What is being asked — Restate the listing below word for word, omitting any images.

The records —
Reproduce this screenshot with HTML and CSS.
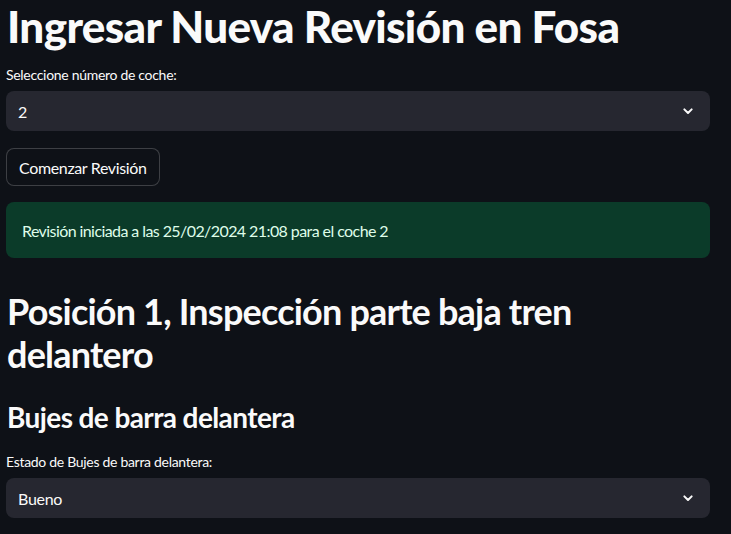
FILE: index.html
```html
<!DOCTYPE html>
<html lang="es">
<head>
<meta charset="utf-8">
<title>Ingresar Nueva Revisión en Fosa</title>
<link rel="stylesheet" href="styles.css">
</head>
<body>
<main class="main">
  <h1 class="title">Ingresar Nueva Revisión en Fosa</h1>

  <div class="field">
    <label class="label">Seleccione número de coche:</label>
    <div class="select">
      <span class="select-value">2</span>
      <svg class="chevron" width="16" height="16" viewBox="0 0 24 24"><path d="M6.5 9.5l5.5 5.5 5.5-5.5" fill="none" stroke="#fafafa" stroke-width="3" stroke-linecap="round" stroke-linejoin="round"/></svg>
    </div>
  </div>

  <button class="button">Comenzar Revisión</button>

  <div class="alert">Revisión iniciada a las 25/02/2024 21:08 para el coche 2</div>

  <h2 class="h2">Posición 1, Inspección parte baja tren delantero</h2>

  <h3 class="h3">Bujes de barra delantera</h3>

  <div class="field">
    <label class="label">Estado de Bujes de barra delantera:</label>
    <div class="select">
      <span class="select-value">Bueno</span>
      <svg class="chevron" width="16" height="16" viewBox="0 0 24 24"><path d="M6.5 9.5l5.5 5.5 5.5-5.5" fill="none" stroke="#fafafa" stroke-width="3" stroke-linecap="round" stroke-linejoin="round"/></svg>
    </div>
  </div>
</main>
</body>
</html>
```
FILE: styles.css
```css
html, body {
  margin: 0;
  padding: 0;
  background: #0e1117;
  color: #fafafa;
  font-family: "Lato", "Noto Sans", sans-serif;
}

.main {
  width: 704px;
  padding: 0 21px 0 6px;
  display: flex;
  flex-direction: column;
}

.title {
  margin: 0 0 0 1px;
  font-size: 44px;
  font-weight: 900;
  line-height: 53px;
  padding: 0 0 12px;
  letter-spacing: -0.65px;
}

.field {
  display: flex;
  flex-direction: column;
}

.label {
  font-size: 14px;
  line-height: 20px;
  padding-bottom: 6px;
  letter-spacing: -0.3px;
}

.select {
  height: 40px;
  background: #262730;
  border-radius: 8px;
  display: flex;
  align-items: center;
  justify-content: space-between;
  padding: 0 14px 0 12px;
}

.select-value {
  font-size: 16px;
  letter-spacing: -0.3px;
}

.chevron {
  display: block;
}

.button {
  align-self: flex-start;
  margin-top: 17px;
  height: 38px;
  padding: 0 12px;
  background: #0e1117;
  color: #fafafa;
  border: 1px solid rgba(250, 250, 250, 0.2);
  border-radius: 8px;
  font-family: inherit;
  font-size: 16px;
  letter-spacing: -0.35px;
}

.alert {
  margin-top: 16px;
  height: 56px;
  display: flex;
  align-items: center;
  padding: 0 16px;
  background: #0b3b29;
  color: #dffde9;
  border-radius: 8px;
  font-size: 16px;
  letter-spacing: -0.58px;
}

.h2 {
  margin: 0 0 0 1px;
  padding: 32px 0 14px;
  font-size: 36px;
  font-weight: 700;
  line-height: 43px;
  letter-spacing: -0.8px;
}

.h3 {
  margin: 0 0 0 1px;
  padding: 10px 0 18px;
  font-size: 28px;
  font-weight: 700;
  line-height: 34px;
  letter-spacing: -0.6px;
}
```
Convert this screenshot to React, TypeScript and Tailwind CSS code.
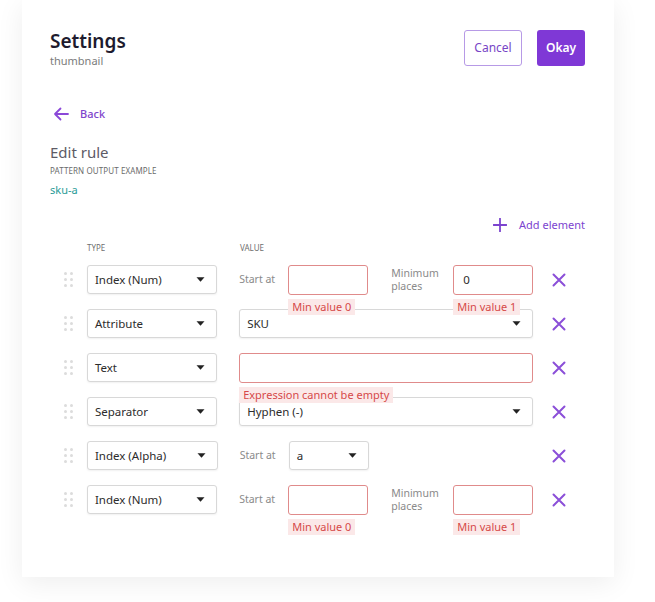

Answer to this task —
Reproduce this screenshot with HTML and CSS.
FILE: index.html
```html
<!DOCTYPE html>
<html lang="es">
<head>
<meta charset="utf-8">
<title>Ingresar Nueva Revisión en Fosa</title>
<link rel="stylesheet" href="styles.css">
</head>
<body>
<main class="main">
  <h1 class="title">Ingresar Nueva Revisión en Fosa</h1>

  <div class="field">
    <label class="label">Seleccione número de coche:</label>
    <div class="select">
      <span class="select-value">2</span>
      <svg class="chevron" width="16" height="16" viewBox="0 0 24 24"><path d="M6.5 9.5l5.5 5.5 5.5-5.5" fill="none" stroke="#fafafa" stroke-width="3" stroke-linecap="round" stroke-linejoin="round"/></svg>
    </div>
  </div>

  <button class="button">Comenzar Revisión</button>

  <div class="alert">Revisión iniciada a las 25/02/2024 21:08 para el coche 2</div>

  <h2 class="h2">Posición 1, Inspección parte baja tren delantero</h2>

  <h3 class="h3">Bujes de barra delantera</h3>

  <div class="field">
    <label class="label">Estado de Bujes de barra delantera:</label>
    <div class="select">
      <span class="select-value">Bueno</span>
      <svg class="chevron" width="16" height="16" viewBox="0 0 24 24"><path d="M6.5 9.5l5.5 5.5 5.5-5.5" fill="none" stroke="#fafafa" stroke-width="3" stroke-linecap="round" stroke-linejoin="round"/></svg>
    </div>
  </div>
</main>
</body>
</html>
```
FILE: styles.css
```css
html, body {
  margin: 0;
  padding: 0;
  background: #0e1117;
  color: #fafafa;
  font-family: "Lato", "Noto Sans", sans-serif;
}

.main {
  width: 704px;
  padding: 0 21px 0 6px;
  display: flex;
  flex-direction: column;
}

.title {
  margin: 0 0 0 1px;
  font-size: 44px;
  font-weight: 900;
  line-height: 53px;
  padding: 0 0 12px;
  letter-spacing: -0.65px;
}

.field {
  display: flex;
  flex-direction: column;
}

.label {
  font-size: 14px;
  line-height: 20px;
  padding-bottom: 6px;
  letter-spacing: -0.3px;
}

.select {
  height: 40px;
  background: #262730;
  border-radius: 8px;
  display: flex;
  align-items: center;
  justify-content: space-between;
  padding: 0 14px 0 12px;
}

.select-value {
  font-size: 16px;
  letter-spacing: -0.3px;
}

.chevron {
  display: block;
}

.button {
  align-self: flex-start;
  margin-top: 17px;
  height: 38px;
  padding: 0 12px;
  background: #0e1117;
  color: #fafafa;
  border: 1px solid rgba(250, 250, 250, 0.2);
  border-radius: 8px;
  font-family: inherit;
  font-size: 16px;
  letter-spacing: -0.35px;
}

.alert {
  margin-top: 16px;
  height: 56px;
  display: flex;
  align-items: center;
  padding: 0 16px;
  background: #0b3b29;
  color: #dffde9;
  border-radius: 8px;
  font-size: 16px;
  letter-spacing: -0.58px;
}

.h2 {
  margin: 0 0 0 1px;
  padding: 32px 0 14px;
  font-size: 36px;
  font-weight: 700;
  line-height: 43px;
  letter-spacing: -0.8px;
}

.h3 {
  margin: 0 0 0 1px;
  padding: 10px 0 18px;
  font-size: 28px;
  font-weight: 700;
  line-height: 34px;
  letter-spacing: -0.6px;
}
```
Convert this screenshot to React, TypeScript and Tailwind CSS code.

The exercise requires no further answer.